**Supplied data:**

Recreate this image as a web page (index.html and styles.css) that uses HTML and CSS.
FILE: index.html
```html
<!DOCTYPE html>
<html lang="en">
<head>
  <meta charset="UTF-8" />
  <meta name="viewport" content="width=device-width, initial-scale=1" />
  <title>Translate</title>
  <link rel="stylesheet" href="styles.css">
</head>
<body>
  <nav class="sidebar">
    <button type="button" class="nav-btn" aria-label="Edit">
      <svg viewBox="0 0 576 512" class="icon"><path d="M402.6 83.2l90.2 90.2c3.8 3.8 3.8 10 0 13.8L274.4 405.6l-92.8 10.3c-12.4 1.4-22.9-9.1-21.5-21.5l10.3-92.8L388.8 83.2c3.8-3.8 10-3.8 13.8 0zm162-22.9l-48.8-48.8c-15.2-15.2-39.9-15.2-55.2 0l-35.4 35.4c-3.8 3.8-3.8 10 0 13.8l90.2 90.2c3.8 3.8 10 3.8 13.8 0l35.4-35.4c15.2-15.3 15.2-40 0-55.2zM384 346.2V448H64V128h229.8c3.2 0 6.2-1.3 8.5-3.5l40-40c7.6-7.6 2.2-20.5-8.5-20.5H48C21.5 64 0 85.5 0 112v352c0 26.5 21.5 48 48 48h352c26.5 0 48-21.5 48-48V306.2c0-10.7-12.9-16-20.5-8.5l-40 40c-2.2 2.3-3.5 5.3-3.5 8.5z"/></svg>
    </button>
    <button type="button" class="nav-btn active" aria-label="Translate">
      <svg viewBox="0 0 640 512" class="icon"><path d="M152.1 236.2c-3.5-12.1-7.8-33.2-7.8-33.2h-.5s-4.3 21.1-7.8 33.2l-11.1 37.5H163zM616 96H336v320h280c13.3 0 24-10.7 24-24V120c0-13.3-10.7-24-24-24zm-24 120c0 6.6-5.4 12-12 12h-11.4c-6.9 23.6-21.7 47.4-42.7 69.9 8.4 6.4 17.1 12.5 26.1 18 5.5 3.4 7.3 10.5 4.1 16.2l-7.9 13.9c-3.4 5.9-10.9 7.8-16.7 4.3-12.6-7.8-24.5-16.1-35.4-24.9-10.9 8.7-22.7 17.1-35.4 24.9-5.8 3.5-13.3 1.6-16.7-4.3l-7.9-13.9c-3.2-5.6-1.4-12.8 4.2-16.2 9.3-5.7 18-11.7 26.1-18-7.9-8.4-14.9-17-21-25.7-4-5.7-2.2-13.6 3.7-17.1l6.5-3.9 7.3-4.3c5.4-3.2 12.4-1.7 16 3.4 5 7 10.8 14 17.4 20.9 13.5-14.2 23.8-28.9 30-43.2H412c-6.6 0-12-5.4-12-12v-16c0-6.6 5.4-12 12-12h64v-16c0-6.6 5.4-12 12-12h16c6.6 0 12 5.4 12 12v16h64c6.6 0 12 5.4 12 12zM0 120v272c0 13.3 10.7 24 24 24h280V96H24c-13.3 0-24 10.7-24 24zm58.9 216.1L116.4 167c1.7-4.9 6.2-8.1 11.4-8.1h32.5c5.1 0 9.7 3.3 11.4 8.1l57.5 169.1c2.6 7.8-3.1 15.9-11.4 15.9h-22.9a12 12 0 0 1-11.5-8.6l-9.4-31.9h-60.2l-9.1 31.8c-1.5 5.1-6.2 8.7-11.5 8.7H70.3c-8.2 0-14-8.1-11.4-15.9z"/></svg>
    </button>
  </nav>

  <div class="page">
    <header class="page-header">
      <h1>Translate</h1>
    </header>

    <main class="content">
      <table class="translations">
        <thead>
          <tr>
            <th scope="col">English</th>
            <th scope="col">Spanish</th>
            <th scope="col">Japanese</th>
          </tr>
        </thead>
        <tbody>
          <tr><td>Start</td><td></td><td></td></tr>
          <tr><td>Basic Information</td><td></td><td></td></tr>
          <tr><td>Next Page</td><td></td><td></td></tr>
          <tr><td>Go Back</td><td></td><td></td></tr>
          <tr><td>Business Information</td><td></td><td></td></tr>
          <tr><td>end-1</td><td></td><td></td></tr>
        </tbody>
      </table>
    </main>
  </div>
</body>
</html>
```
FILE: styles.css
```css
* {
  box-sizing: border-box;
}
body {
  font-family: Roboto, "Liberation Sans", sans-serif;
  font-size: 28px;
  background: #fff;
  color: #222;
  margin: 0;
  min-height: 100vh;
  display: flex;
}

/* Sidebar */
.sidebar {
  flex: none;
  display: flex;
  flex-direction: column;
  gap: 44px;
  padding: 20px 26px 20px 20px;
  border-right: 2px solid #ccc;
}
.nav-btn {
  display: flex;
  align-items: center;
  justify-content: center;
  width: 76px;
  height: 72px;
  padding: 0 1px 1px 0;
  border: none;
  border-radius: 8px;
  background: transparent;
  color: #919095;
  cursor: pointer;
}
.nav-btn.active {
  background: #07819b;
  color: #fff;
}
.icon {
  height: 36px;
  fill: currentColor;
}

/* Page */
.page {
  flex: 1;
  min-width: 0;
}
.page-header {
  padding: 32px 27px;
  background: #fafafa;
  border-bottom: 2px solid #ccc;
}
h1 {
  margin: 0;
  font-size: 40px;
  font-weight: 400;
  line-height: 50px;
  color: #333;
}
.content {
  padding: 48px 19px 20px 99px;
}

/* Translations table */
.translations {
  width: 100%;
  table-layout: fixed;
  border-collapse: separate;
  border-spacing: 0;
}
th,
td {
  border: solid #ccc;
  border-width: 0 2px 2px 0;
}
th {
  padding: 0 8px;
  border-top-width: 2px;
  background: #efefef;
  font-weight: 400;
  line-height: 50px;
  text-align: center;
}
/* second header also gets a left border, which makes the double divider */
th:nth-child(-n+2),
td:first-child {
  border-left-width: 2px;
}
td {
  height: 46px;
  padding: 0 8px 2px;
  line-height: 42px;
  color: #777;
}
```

**Instructions to follow:** Transcribe all lines as written.

**Exercise response:**
Recreate this image as a web page (index.html and styles.css) that uses HTML and CSS.
FILE: index.html
```html
<!DOCTYPE html>
<html lang="en">
<head>
  <meta charset="UTF-8" />
  <meta name="viewport" content="width=device-width, initial-scale=1" />
  <title>Translate</title>
  <link rel="stylesheet" href="styles.css">
</head>
<body>
  <nav class="sidebar">
    <button type="button" class="nav-btn" aria-label="Edit">
      <svg viewBox="0 0 576 512" class="icon"><path d="M402.6 83.2l90.2 90.2c3.8 3.8 3.8 10 0 13.8L274.4 405.6l-92.8 10.3c-12.4 1.4-22.9-9.1-21.5-21.5l10.3-92.8L388.8 83.2c3.8-3.8 10-3.8 13.8 0zm162-22.9l-48.8-48.8c-15.2-15.2-39.9-15.2-55.2 0l-35.4 35.4c-3.8 3.8-3.8 10 0 13.8l90.2 90.2c3.8 3.8 10 3.8 13.8 0l35.4-35.4c15.2-15.3 15.2-40 0-55.2zM384 346.2V448H64V128h229.8c3.2 0 6.2-1.3 8.5-3.5l40-40c7.6-7.6 2.2-20.5-8.5-20.5H48C21.5 64 0 85.5 0 112v352c0 26.5 21.5 48 48 48h352c26.5 0 48-21.5 48-48V306.2c0-10.7-12.9-16-20.5-8.5l-40 40c-2.2 2.3-3.5 5.3-3.5 8.5z"/></svg>
    </button>
    <button type="button" class="nav-btn active" aria-label="Translate">
      <svg viewBox="0 0 640 512" class="icon"><path d="M152.1 236.2c-3.5-12.1-7.8-33.2-7.8-33.2h-.5s-4.3 21.1-7.8 33.2l-11.1 37.5H163zM616 96H336v320h280c13.3 0 24-10.7 24-24V120c0-13.3-10.7-24-24-24zm-24 120c0 6.6-5.4 12-12 12h-11.4c-6.9 23.6-21.7 47.4-42.7 69.9 8.4 6.4 17.1 12.5 26.1 18 5.5 3.4 7.3 10.5 4.1 16.2l-7.9 13.9c-3.4 5.9-10.9 7.8-16.7 4.3-12.6-7.8-24.5-16.1-35.4-24.9-10.9 8.7-22.7 17.1-35.4 24.9-5.8 3.5-13.3 1.6-16.7-4.3l-7.9-13.9c-3.2-5.6-1.4-12.8 4.2-16.2 9.3-5.7 18-11.7 26.1-18-7.9-8.4-14.9-17-21-25.7-4-5.7-2.2-13.6 3.7-17.1l6.5-3.9 7.3-4.3c5.4-3.2 12.4-1.7 16 3.4 5 7 10.8 14 17.4 20.9 13.5-14.2 23.8-28.9 30-43.2H412c-6.6 0-12-5.4-12-12v-16c0-6.6 5.4-12 12-12h64v-16c0-6.6 5.4-12 12-12h16c6.6 0 12 5.4 12 12v16h64c6.6 0 12 5.4 12 12zM0 120v272c0 13.3 10.7 24 24 24h280V96H24c-13.3 0-24 10.7-24 24zm58.9 216.1L116.4 167c1.7-4.9 6.2-8.1 11.4-8.1h32.5c5.1 0 9.7 3.3 11.4 8.1l57.5 169.1c2.6 7.8-3.1 15.9-11.4 15.9h-22.9a12 12 0 0 1-11.5-8.6l-9.4-31.9h-60.2l-9.1 31.8c-1.5 5.1-6.2 8.7-11.5 8.7H70.3c-8.2 0-14-8.1-11.4-15.9z"/></svg>
    </button>
  </nav>

  <div class="page">
    <header class="page-header">
      <h1>Translate</h1>
    </header>

    <main class="content">
      <table class="translations">
        <thead>
          <tr>
            <th scope="col">English</th>
            <th scope="col">Spanish</th>
            <th scope="col">Japanese</th>
          </tr>
        </thead>
        <tbody>
          <tr><td>Start</td><td></td><td></td></tr>
          <tr><td>Basic Information</td><td></td><td></td></tr>
          <tr><td>Next Page</td><td></td><td></td></tr>
          <tr><td>Go Back</td><td></td><td></td></tr>
          <tr><td>Business Information</td><td></td><td></td></tr>
          <tr><td>end-1</td><td></td><td></td></tr>
        </tbody>
      </table>
    </main>
  </div>
</body>
</html>
```
FILE: styles.css
```css
* {
  box-sizing: border-box;
}
body {
  font-family: Roboto, "Liberation Sans", sans-serif;
  font-size: 28px;
  background: #fff;
  color: #222;
  margin: 0;
  min-height: 100vh;
  display: flex;
}

/* Sidebar */
.sidebar {
  flex: none;
  display: flex;
  flex-direction: column;
  gap: 44px;
  padding: 20px 26px 20px 20px;
  border-right: 2px solid #ccc;
}
.nav-btn {
  display: flex;
  align-items: center;
  justify-content: center;
  width: 76px;
  height: 72px;
  padding: 0 1px 1px 0;
  border: none;
  border-radius: 8px;
  background: transparent;
  color: #919095;
  cursor: pointer;
}
.nav-btn.active {
  background: #07819b;
  color: #fff;
}
.icon {
  height: 36px;
  fill: currentColor;
}

/* Page */
.page {
  flex: 1;
  min-width: 0;
}
.page-header {
  padding: 32px 27px;
  background: #fafafa;
  border-bottom: 2px solid #ccc;
}
h1 {
  margin: 0;
  font-size: 40px;
  font-weight: 400;
  line-height: 50px;
  color: #333;
}
.content {
  padding: 48px 19px 20px 99px;
}

/* Translations table */
.translations {
  width: 100%;
  table-layout: fixed;
  border-collapse: separate;
  border-spacing: 0;
}
th,
td {
  border: solid #ccc;
  border-width: 0 2px 2px 0;
}
th {
  padding: 0 8px;
  border-top-width: 2px;
  background: #efefef;
  font-weight: 400;
  line-height: 50px;
  text-align: center;
}
/* second header also gets a left border, which makes the double divider */
th:nth-child(-n+2),
td:first-child {
  border-left-width: 2px;
}
td {
  height: 46px;
  padding: 0 8px 2px;
  line-height: 42px;
  color: #777;
}
```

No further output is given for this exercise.